In [None]:
# -------------------------------
# Internship Task 1: Data Cleaning
# Dataset: Customer Personality Analysis
# -------------------------------

# Step 1: Import the library
import pandas as pd

# Step 2: Load the dataset
# Note: this dataset is tab-separated, so we add sep="\t"
df = pd.read_csv("dataset/marketing_campaign.csv", sep="\t")

# Step 3: Look at the dataset
print("Rows and columns:", df.shape)     # number of rows and columns
print("\nFirst 5 rows:\n", df.head())    # see first few rows
print("\nColumn names:\n", df.columns.tolist())

# -------------------------------
# Step 4: Check for problems
# -------------------------------

# Check if any column has missing values
print("\nMissing values:\n", df.isnull().sum())

# Check if there are duplicate rows
print("\nNumber of duplicate rows:", df.duplicated().sum())

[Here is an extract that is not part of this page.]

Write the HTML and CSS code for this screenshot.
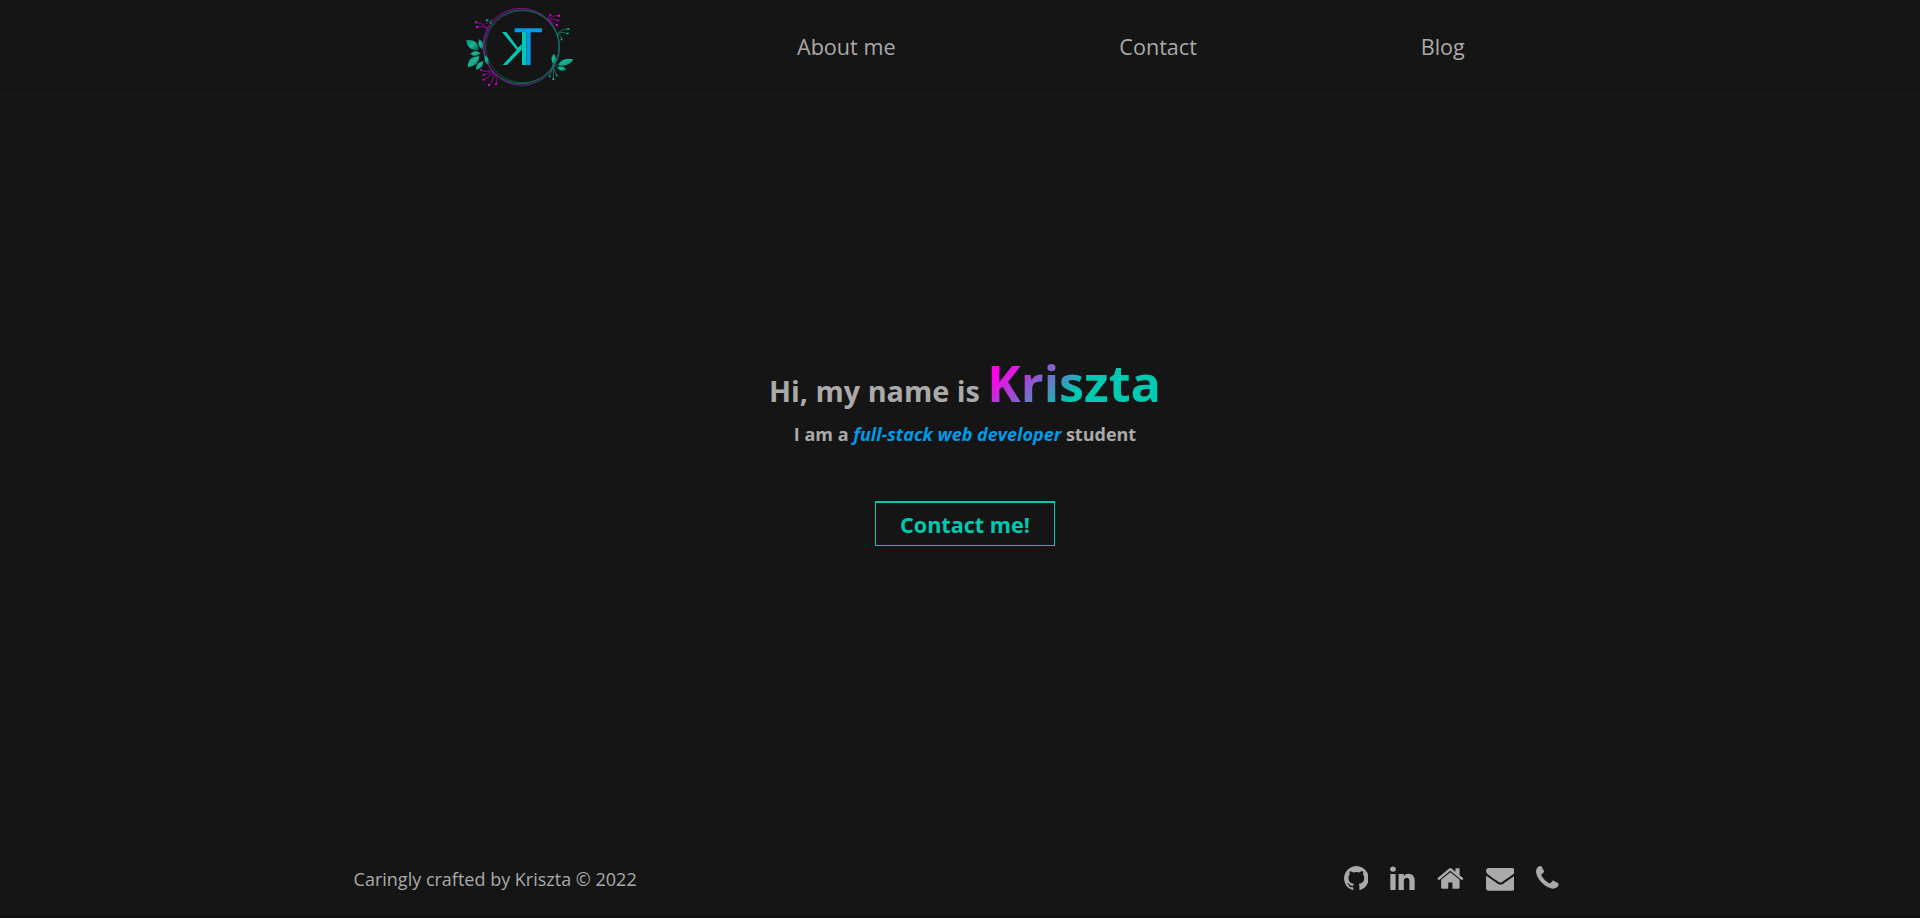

# Check the data types (numbers, text, dates, etc.)
print("\nData types:\n", df.dtypes)

# Look at unique values in Education and Marital_Status
print("\nUnique values in Education:", df['Education'].unique())
print("\nUnique values in Marital_Status:", df['Marital_Status'].unique())

# -------------------------------
# Step 5: Cleaning the dataset
# -------------------------------

# 1. Drop ID column (not useful for analysis)
df = df.drop(columns=['ID'])

# 2. Fill missing values in Income with median value
df['Income'] = df['Income'].fillna(df['Income'].median())

# 3. Remove duplicate rows (if any)
df = df.drop_duplicates()

# 4. Fix Education values (make them simple and uniform)
df['Education'] = df['Education'].replace({
    '2n Cycle': 'Undergraduate',
    'Graduation': 'Graduate',
    'PhD': 'Doctorate',
    'Master': 'Masters',
    'Basic': 'Basic'
})

# 5. Fix Marital_Status values (make them clean and uniform)
df['Marital_Status'] = df['Marital_Status'].replace({
    'Alone': 'Single',
    'Absurd': 'Single',
    'YOLO': 'Single'
})

# 6. Convert Dt_Customer column to date format
df['Dt_Customer'] = pd.to_datetime(df['Dt_Customer'], dayfirst=True, errors='coerce')

# 7. Rename columns (make them lowercase and replace spaces with _ )
df.columns = [col.lower().replace(" ", "_") for col in df.columns]

# 8. Fix data types (make sure year_birth is int, income is float)
df['year_birth'] = df['year_birth'].astype(int)
df['income'] = df['income'].astype(float)

# -------------------------------
# Step 6: Check again after cleaning
# -------------------------------
print("\nMissing values now:\n", df.isnull().sum())
print("\nData types now:\n", df.dtypes)
print("\nEducation values after cleaning:", df['education'].unique())
print("\nMarital status values after cleaning:", df['marital_status'].unique())

# -------------------------------
# Step 7: Save the clean dataset
# -------------------------------
df.to_csv("cleaned_dataset.csv", index=False)
print("\n✅ Cleaned dataset saved as 'cleaned_dataset.csv'")